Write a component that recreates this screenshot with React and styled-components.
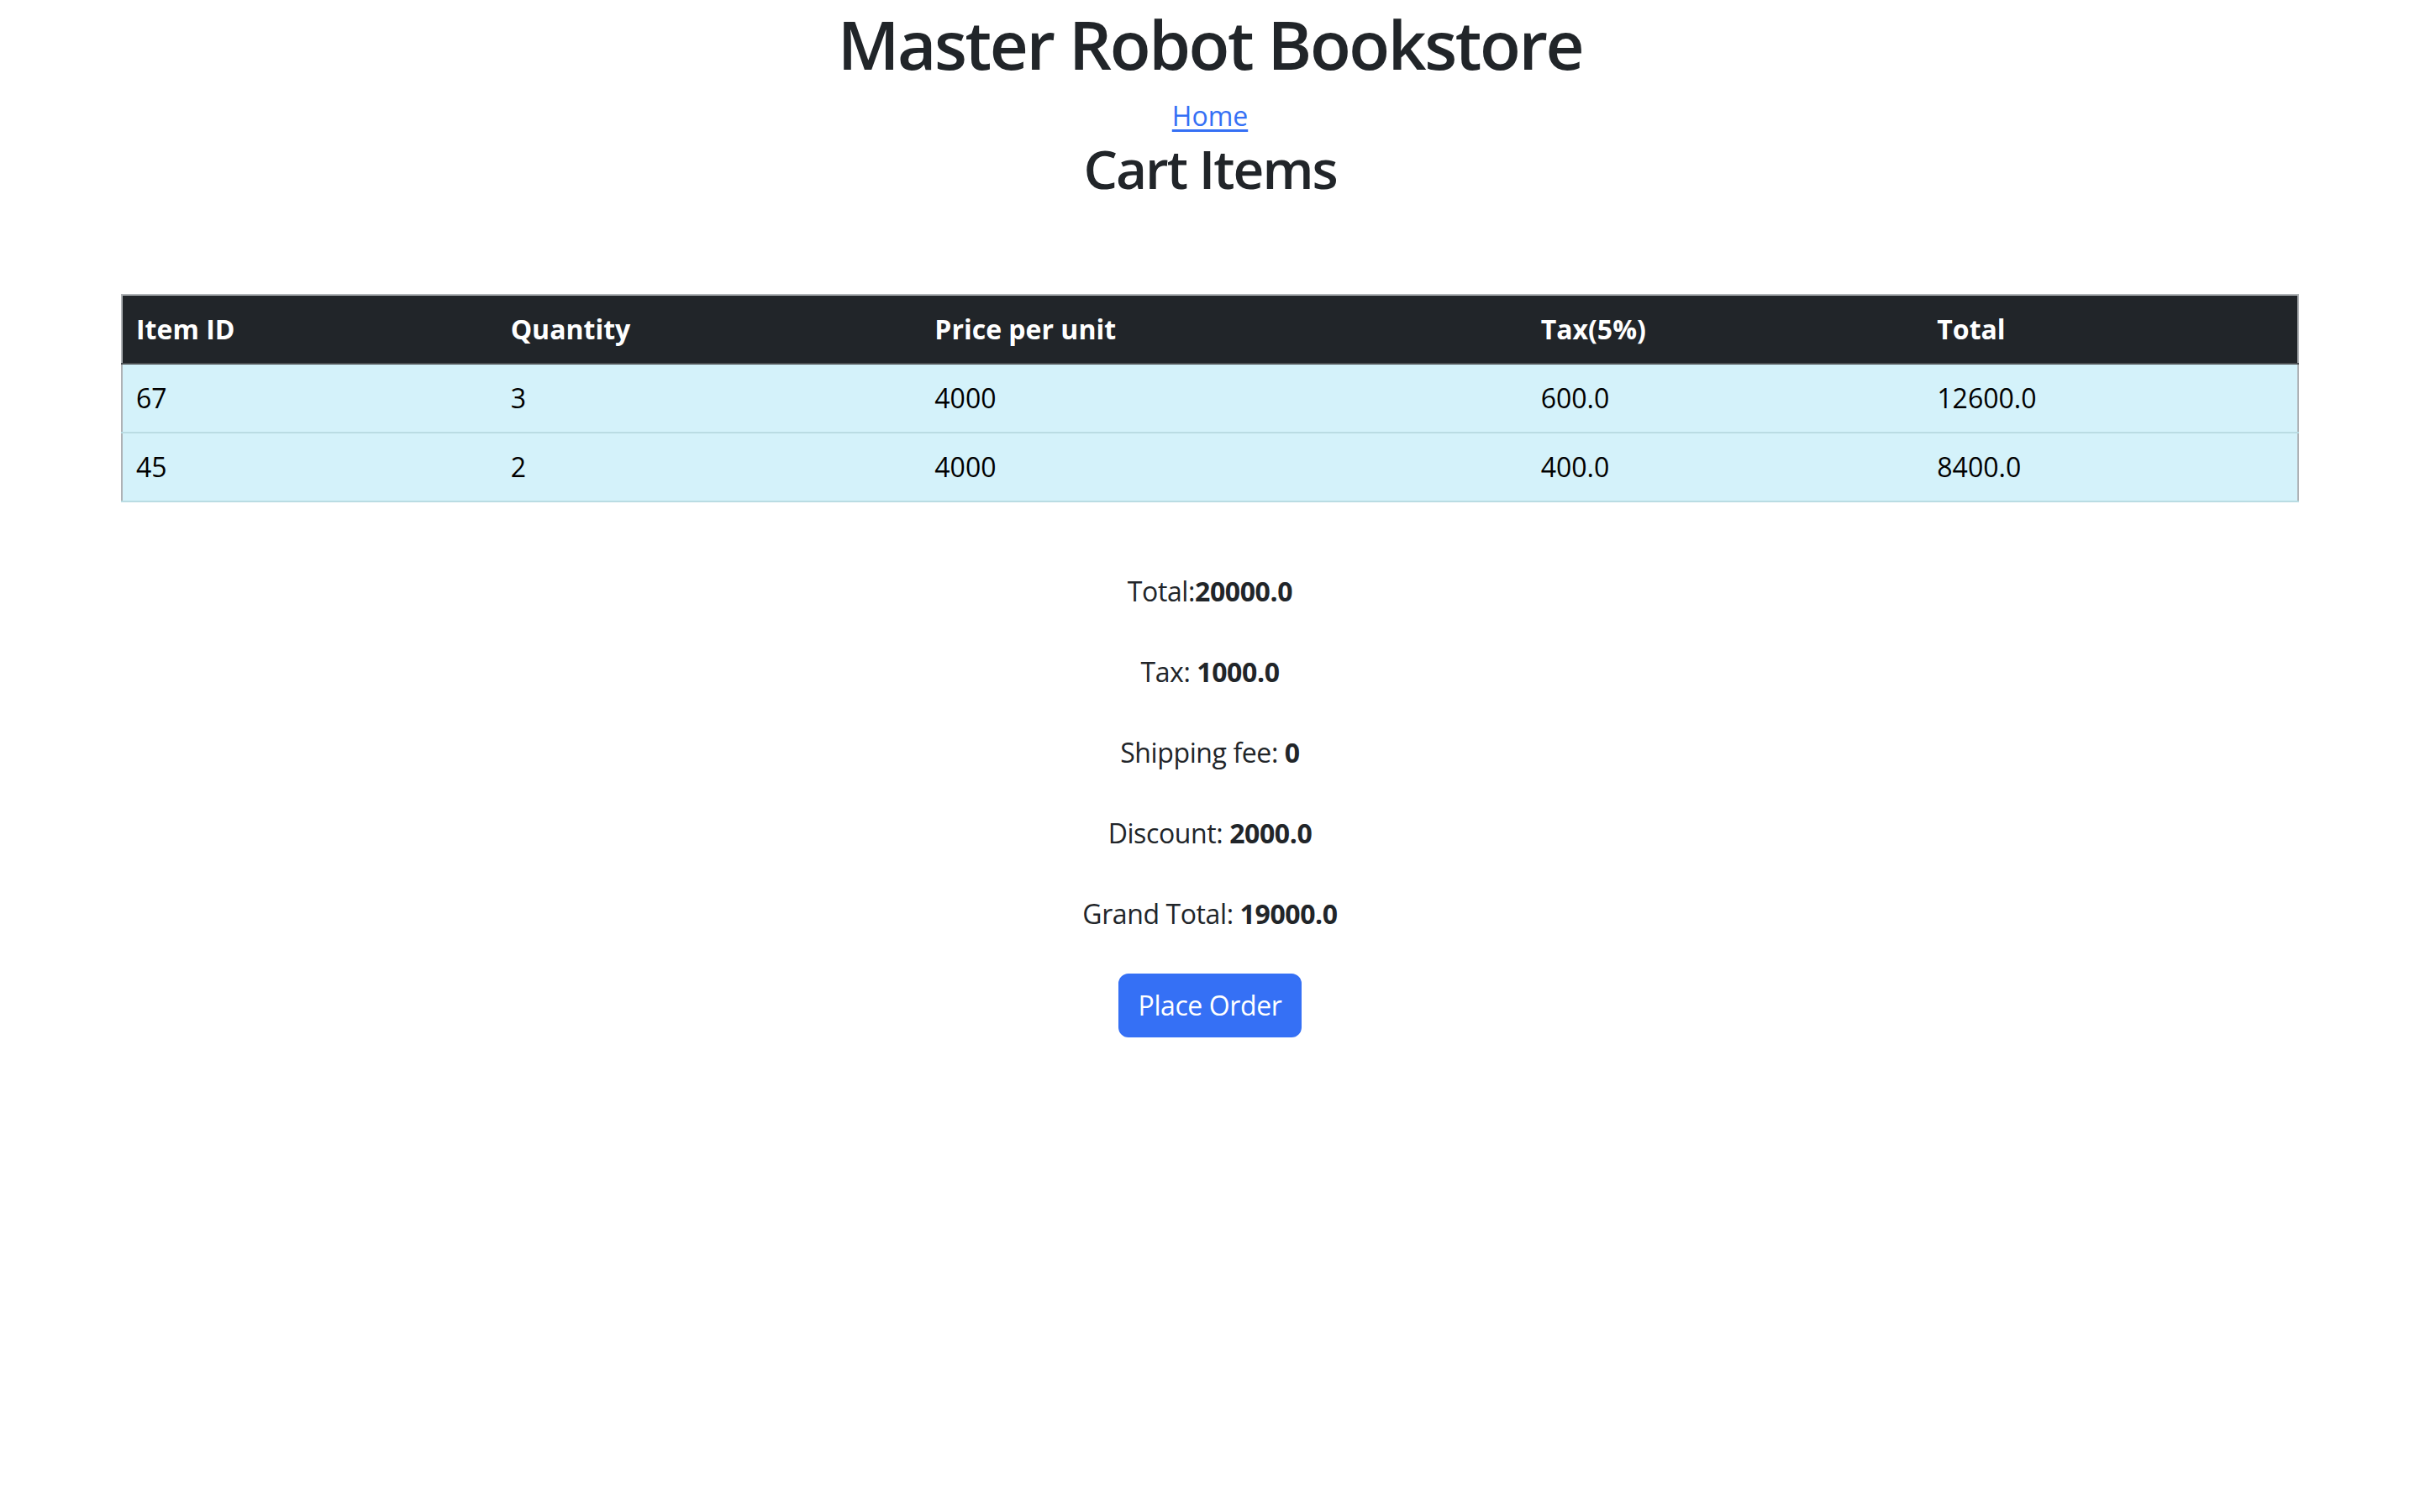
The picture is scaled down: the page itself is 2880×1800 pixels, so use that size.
import React from "react";
import styled, { createGlobalStyle } from "styled-components";

const Global = createGlobalStyle`
  html, body { margin: 0; padding: 0; background: #fff; }
  body {
    font-family: "Open Sans", "Noto Sans", "Liberation Sans", sans-serif;
    color: #212529;
    font-size: 32px;
    line-height: 1.5;
  }
`;

const Page = styled.div`
  display: flex;
  flex-direction: column;
  align-items: center;
  padding-top: 4px;
  padding-bottom: 80px;
`;

const Title = styled.h1`
  margin: 0 0 14px;
  font-size: 80px;
  font-weight: 600;
  line-height: 96px;
  letter-spacing: -2.4px;
  text-align: center;
`;

const HomeLink = styled.a`
  color: #3570f5;
  text-decoration: underline;
  text-underline-offset: 4px;
  font-size: 32px;
  line-height: 48px;
`;

const SubTitle = styled.h2`
  margin: 0;
  font-size: 64px;
  font-weight: 600;
  line-height: 77px;
  letter-spacing: -2px;
`;

const Table = styled.table`
  margin-top: 111px;
  width: 2592px;
  border-collapse: collapse;
  border: 2px solid #aeb2b5;
  font-size: 32px;
  line-height: 48px;
`;

const HeadCell = styled.th`
  background: #212529;
  color: #fff;
  font-weight: 700;
  text-align: left;
  padding: 16px;
  height: 80px;
  box-sizing: border-box;
  border-bottom: 2px solid #4d5154;
`;

const Row = styled.tr`
  background: #d4f2fa;
  border-bottom: 2px solid #badce3;
`;

const Cell = styled.td`
  color: #000;
  padding: 16px;
  height: 80px;
  box-sizing: border-box;
`;

const Summary = styled.div`
  margin-top: 82px;
  display: flex;
  flex-direction: column;
  align-items: center;
  gap: 48px;
`;

const Line = styled.p`
  margin: 0;
  font-size: 32px;
  line-height: 48px;
  letter-spacing: -0.4px;
  text-align: center;
`;

const Strong = styled.b`
  font-weight: 700;
`;

const Button = styled.button`
  margin-top: 47px;
  font-family: inherit;
  font-size: 32px;
  line-height: 48px;
  letter-spacing: -0.4px;
  color: #fff;
  background: #3570f5;
  border: 2px solid #3570f5;
  border-radius: 12px;
  padding: 12px 22px;
  cursor: pointer;
`;

const columns = [
  { label: "Item ID", w: 447 },
  { label: "Quantity", w: 505 },
  { label: "Price per unit", w: 722 },
  { label: "Tax(5%)", w: 472 },
  { label: "Total", w: 446 },
];

const rows = [
  ["67", "3", "4000", "600.0", "12600.0"],
  ["45", "2", "4000", "400.0", "8400.0"],
];

export default function App() {
  return (
    <>
      <Global />
      <Page>
        <Title>Master Robot Bookstore</Title>
        <HomeLink href="#">Home</HomeLink>
        <SubTitle>Cart Items</SubTitle>
        <Table>
          <colgroup>
            {columns.map((c) => (
              <col key={c.label} style={{ width: c.w }} />
            ))}
          </colgroup>
          <thead>
            <tr>
              {columns.map((c) => (
                <HeadCell key={c.label}>{c.label}</HeadCell>
              ))}
            </tr>
          </thead>
          <tbody>
            {rows.map((r, i) => (
              <Row key={i}>
                {r.map((v, j) => (
                  <Cell key={j}>{v}</Cell>
                ))}
              </Row>
            ))}
          </tbody>
        </Table>
        <Summary>
          <Line>
            Total:<Strong>20000.0</Strong>
          </Line>
          <Line>
            Tax: <Strong>1000.0</Strong>
          </Line>
          <Line>
            Shipping fee: <Strong>0</Strong>
          </Line>
          <Line>
            Discount: <Strong>2000.0</Strong>
          </Line>
          <Line>
            Grand Total: <Strong>19000.0</Strong>
          </Line>
        </Summary>
        <Button>Place Order</Button>
      </Page>
    </>
  );
}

━━━━━━━━

## THE EXERCISE
Which lines in the data above contain "components"? Show each one.

## EXERCISE SOLUTION
Write a component that recreates this screenshot with React and styled-components.
import styled, { createGlobalStyle } from "styled-components";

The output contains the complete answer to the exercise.